Penn's Lighting-Up Ignites Canada's Health Officials

TORONTO (CP) - Hollywood bad boy Sean Penn should be charged with violating the province's smoking ban after he puffed his way through a news conference promoting his latest movie at the Toronto International Film Festival, Ontario Health Promotion Minister Jim Watson said Wednesday.

Photos of Penn enjoying a cigarette during the news conference have been splashed across local and national newspapers since the actor arrived in Toronto last week for the annual festival.

"No one is above the law, whether it's Sean Penn or someone at the local tavern," Watson said.

"Sean Penn's a great actor, but quite frankly . . .if he was smoking and in breach of the law, he could be charged, and he should be charged."

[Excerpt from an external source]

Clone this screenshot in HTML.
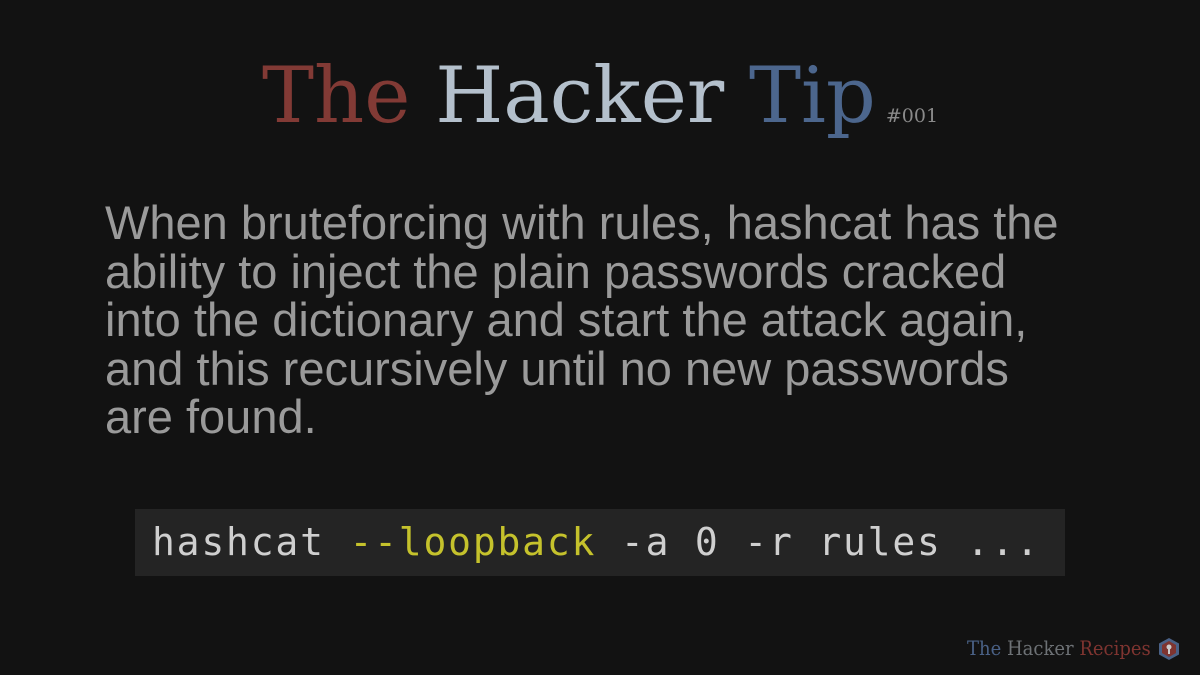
<!DOCTYPE html>
<html><head><meta charset="utf-8"><style>
html,body{margin:0;padding:0;background:#121212;width:1200px;height:675px;overflow:hidden;position:relative}
.title{position:absolute;left:262px;top:46px;font-family:"DejaVu Serif",serif;font-size:78px;line-height:100px;white-space:nowrap;color:#b4c0cc}
.title .r{color:#823a35}.title .b{color:#4c668d}
.title .n{font-size:19px;color:#8a8a8a;margin-left:10px}
.body{position:absolute;left:105px;top:199px;width:970px;font-family:"Liberation Sans",sans-serif;font-size:47px;line-height:48.5px;color:#9a9a9a}
.code{position:absolute;left:135px;top:509px;width:930px;height:67px;background:#242424}
.code span.t{position:absolute;left:17px;top:8px;font-family:"DejaVu Sans Mono",monospace;font-size:38px;line-height:50px;letter-spacing:1.8px;color:#cfcfcf;white-space:pre}
.y{color:#c5c22c}
.foot{position:absolute;left:967px;top:636px;font-family:"DejaVu Serif Condensed","DejaVu Serif",serif;font-size:20px;color:#6d7175;white-space:nowrap}
.foot .b{color:#4a6186}.foot .r{color:#7e3430}
svg{position:absolute;left:1158px;top:637px}
</style></head><body>
<div class="title"><span class="r">The</span> Hacker <span class="b">Tip</span><span class="n">#001</span></div>
<div class="body">When bruteforcing with rules, hashcat has the ability to inject the plain passwords cracked into the dictionary and start the attack again, and this recursively until no new passwords are found.</div>
<div class="code"><span class="t">hashcat <span class="y">--loopback</span> -a 0 -r rules ...</span></div>
<div class="foot"><span class="b">The</span> Hacker <span class="r">Recipes</span></div>
<svg width="22" height="24" viewBox="0 0 22 24"><polygon points="11,1 21,6.5 21,17.5 11,23 1,17.5 1,6.5" fill="#4a6186"/><polygon points="11,4 18,8 18,16 11,20 4,16 4,8" fill="#7e3430"/><circle cx="11" cy="10" r="2.5" fill="#ccc"/><rect x="10" y="11" width="2" height="6" fill="#ccc"/></svg>
</body></html>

Watson also said public health inspectors could be doing a better job of enforcing the controversial ban at film festival venues, where Penn and other stars have often been seen with cigarettes in hand.

"If we know that there are continuous annual re-occurrences of problems like that, perhaps the Toronto Public Health Unit should be more proactive," he said.

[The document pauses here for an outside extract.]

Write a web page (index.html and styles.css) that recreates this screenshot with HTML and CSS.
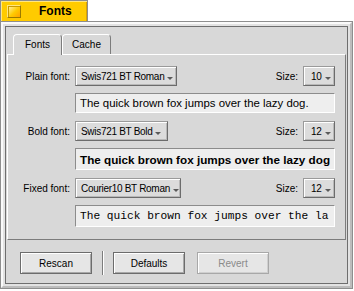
FILE: index.html
```html
<!DOCTYPE html>
<html>
<head>
<meta charset="utf-8">
<title>Fonts</title>
<link rel="stylesheet" href="styles.css">
</head>
<body>
<div class="window">
  <div class="wtab">
    <span class="close"></span>
    <span class="title">Fonts</span>
  </div>
  <div class="frame">
    <div class="bevel">
      <div class="content">
        <div class="tabs">
          <div class="tab active">Fonts</div>
          <div class="tab">Cache</div>
        </div>
        <div class="panel">
          <div class="group">
            <div class="row">
              <span class="label">Plain font:</span>
              <div class="menu menu-plain">Swis721 BT Roman<svg class="arrow" width="6" height="3" viewBox="0 0 6 3"><polygon points="0,0 6,0 3,3"/></svg></div>
              <span class="size-label">Size:</span>
              <div class="menu size">10<svg class="arrow" width="6" height="3" viewBox="0 0 6 3"><polygon points="0,0 6,0 3,3"/></svg></div>
            </div>
            <div class="preview preview-plain">The quick brown fox jumps over the lazy dog.</div>
          </div>
          <div class="group">
            <div class="row">
              <span class="label">Bold font:</span>
              <div class="menu menu-bold">Swis721 BT Bold<svg class="arrow" width="6" height="3" viewBox="0 0 6 3"><polygon points="0,0 6,0 3,3"/></svg></div>
              <span class="size-label">Size:</span>
              <div class="menu size">12<svg class="arrow" width="6" height="3" viewBox="0 0 6 3"><polygon points="0,0 6,0 3,3"/></svg></div>
            </div>
            <div class="preview preview-bold">The quick brown fox jumps over the lazy dog</div>
          </div>
          <div class="group">
            <div class="row">
              <span class="label">Fixed font:</span>
              <div class="menu menu-fixed">Courier10 BT Roman<svg class="arrow" width="6" height="3" viewBox="0 0 6 3"><polygon points="0,0 6,0 3,3"/></svg></div>
              <span class="size-label">Size:</span>
              <div class="menu size">12<svg class="arrow" width="6" height="3" viewBox="0 0 6 3"><polygon points="0,0 6,0 3,3"/></svg></div>
            </div>
            <div class="preview preview-fixed">The quick brown fox jumps over the la</div>
          </div>
        </div>
        <div class="buttons">
          <button class="btn">Rescan</button>
          <span class="sep"></span>
          <button class="btn">Defaults</button>
          <button class="btn" disabled>Revert</button>
        </div>
      </div>
    </div>
  </div>
</div>
</body>
</html>
```

FILE: styles.css
```css
* {
  margin: 0;
  padding: 0;
  box-sizing: border-box;
}
body {
  background: #fff;
  font-family: "Liberation Sans", Arial, sans-serif;
  font-size: 10px;
  color: #000;
}
.window {
  width: 353px;
}

/* yellow title tab */
.wtab {
  width: 88px;
  height: 21px;
  display: flex;
  align-items: center;
  padding-left: 6px;
  background: #ffcb00;
  border: 1px solid #8c8c8c;
  border-bottom: none;
  box-shadow: inset 1px 1px #ffe680, inset -1px 0 #d9a300;
}
.close {
  width: 14px;
  height: 13px;
  border: 1px solid;
  border-color: #ffe680 #9c7a00 #9c7a00 #ffe680;
  background: linear-gradient(135deg, #fff3b0, #ffcb00 55%, #ff9f00);
  box-shadow: inset 1px 1px #c89a00;
}
.title {
  margin-left: 18px;
  font-size: 12px;
  font-weight: bold;
}

/* window border */
.frame {
  height: 268px;
  border: 1px solid #8e8e8e;
}
.bevel {
  height: 100%;
  border: 2px solid;
  border-color: #fafafa #bcbcbc #bcbcbc #fafafa;
  background: #e2e2e2;
  padding: 2px;
}
.content {
  height: 100%;
  border: 1px solid #6e6e6e;
  background: #d8d8d8;
  padding: 7px 0 0 1px;
}

/* tab view */
.tabs {
  display: flex;
  padding-left: 6px;
  height: 20px;
}
.tab {
  width: 49px;
  height: 20px;
  text-align: center;
  line-height: 19px;
  border: 1px solid;
  border-color: #fff #7c7c7c transparent #fff;
  border-bottom: none;
  border-radius: 4px 4px 0 0;
}
.tab.active {
  position: relative;
  z-index: 1;
  height: 21px;
  background: #d8d8d8;
}
.panel {
  width: 339px;
  height: 186px;
  border: 1px solid;
  border-color: #fff #7c7c7c #7c7c7c #fff;
  padding: 11px 10px 0 0;
}
.group + .group {
  margin-top: 8px;
}
.row {
  display: flex;
  align-items: center;
  height: 20px;
}
.label {
  width: 62px;
  margin-right: 5px;
  text-align: right;
}
.size-label {
  margin-left: auto;
  margin-right: 5px;
}
.menu {
  display: flex;
  align-items: center;
  height: 20px;
  padding-left: 5px;
  border: 1px solid;
  border-color: #9a9a9a #6c6c6c #6c6c6c #9a9a9a;
  background: #dcdcdc;
  box-shadow: inset 1px 1px #fff, inset -1px -1px #b8b8b8;
  white-space: nowrap;
  letter-spacing: -0.3px;
}
.menu-plain {
  width: 102px;
}
.menu-bold {
  width: 93px;
}
.menu-fixed {
  width: 106px;
}
.menu.size {
  width: 32px;
  padding-left: 7px;
}
.arrow {
  margin-left: 3px;
  margin-top: 4px;
  fill: #5a5a5a;
}
.preview {
  margin: 7px 0 0 67px;
  height: 20px;
  padding-left: 4px;
  border: 1px solid;
  border-color: #8c8c8c #fff #fff #8c8c8c;
  background: #eeeeee;
  white-space: nowrap;
  overflow: hidden;
  display: flex;
  align-items: center;
}
.preview-plain {
  font-size: 11.4px;
}
.preview-bold {
  height: 22px;
  font-size: 11.7px;
  font-weight: bold;
}
.preview-fixed {
  height: 22px;
  font-family: "Liberation Mono", "Courier New", monospace;
  font-size: 11.2px;
}

/* bottom buttons */
.buttons {
  display: flex;
  align-items: center;
  padding: 11px 0 0 13px;
}
.btn {
  width: 72px;
  height: 22px;
  font-family: inherit;
  font-size: 10px;
  color: #000;
  background: #e6e6e6;
  border: 1px solid #6c6c6c;
  box-shadow: inset 1px 1px #fff, inset -1px -1px #a8a8a8;
}
.btn + .btn {
  margin-left: 12px;
}
.btn:disabled {
  color: #8a8a8a;
  border-color: #a8a8a8;
  box-shadow: inset 1px 1px #fff, inset -1px -1px #cfcfcf;
}
.sep {
  width: 2px;
  height: 24px;
  margin: 0 9px 0 10px;
  border-left: 1px solid #7c7c7c;
  border-right: 1px solid #fff;
}
```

"I certainly would hope that the Toronto International Film Festival would remind (movie stars), in a not-so-subtle fashion, that guests coming here shouldn't simply go out and (thumb) their nose at our laws."

Dr. Sheela Basrur, Ontario's chief medical officer of health, said it was would be up to organizers of events like the film festival and the managers of the host hotels to ensure their guests were aware of the smoking ban, and to make sure it was followed.

"Before we go out talking about enforcement officers and whose uniform is going to be on the scene, we need to first ensure that the managers of these events and facilities comply with their obligations under the law," Basrur said.

"(Penn's smoking) has certainly been an item of significant attention . . . and I expect Toronto Public Health to follow provincial protocols in investigating."

At one point during the news conference, which was convened to mark the first 100 days of the province's comprehensive new anti-smoking law, Watson asked Basrur if inspectors would be going after Penn.

"As the former (Toronto) medical officer of health, are you going to issue a ticket to Sean Penn?" asked Watson.

"Hopefully, I wouldn't have to," laughed Basrur.

Charges can't be laid until the health unit receives an official complaint about Penn's decision to smoke at the Sutton Place hotel, which hasn't yet happened.

Toronto city Coun. Joe Mihevc, a member of the city's board of health, said Wednesday an investigation was underway and that either Penn or the hotel could be charged.

"Super-stardom does not mean that you can side-step any laws or bylaws, and I think that's an important message to get out," Mihevc said. About 300 people have been charged since Ontario's provincewide smoking ban went into effect in May. They were all assessed fines of $105, Watson said.

Organizers of the Toronto International Film Festival did not immediately return calls Wednesday.

Penn isn't the only high-profile entertainer to find himself in hot water for violating smoking laws.

City council in Glasgow, Scotland decided recently not to prosecute Rolling Stones guitarist Keith Richards for smoking on stage during an August concert at Hampden Park national stadium.

Richards could have faced a fine of about $150, but environmental officers said the stage used by the Stones did not qualify as an enclosed public place as defined by the city's smoking ban.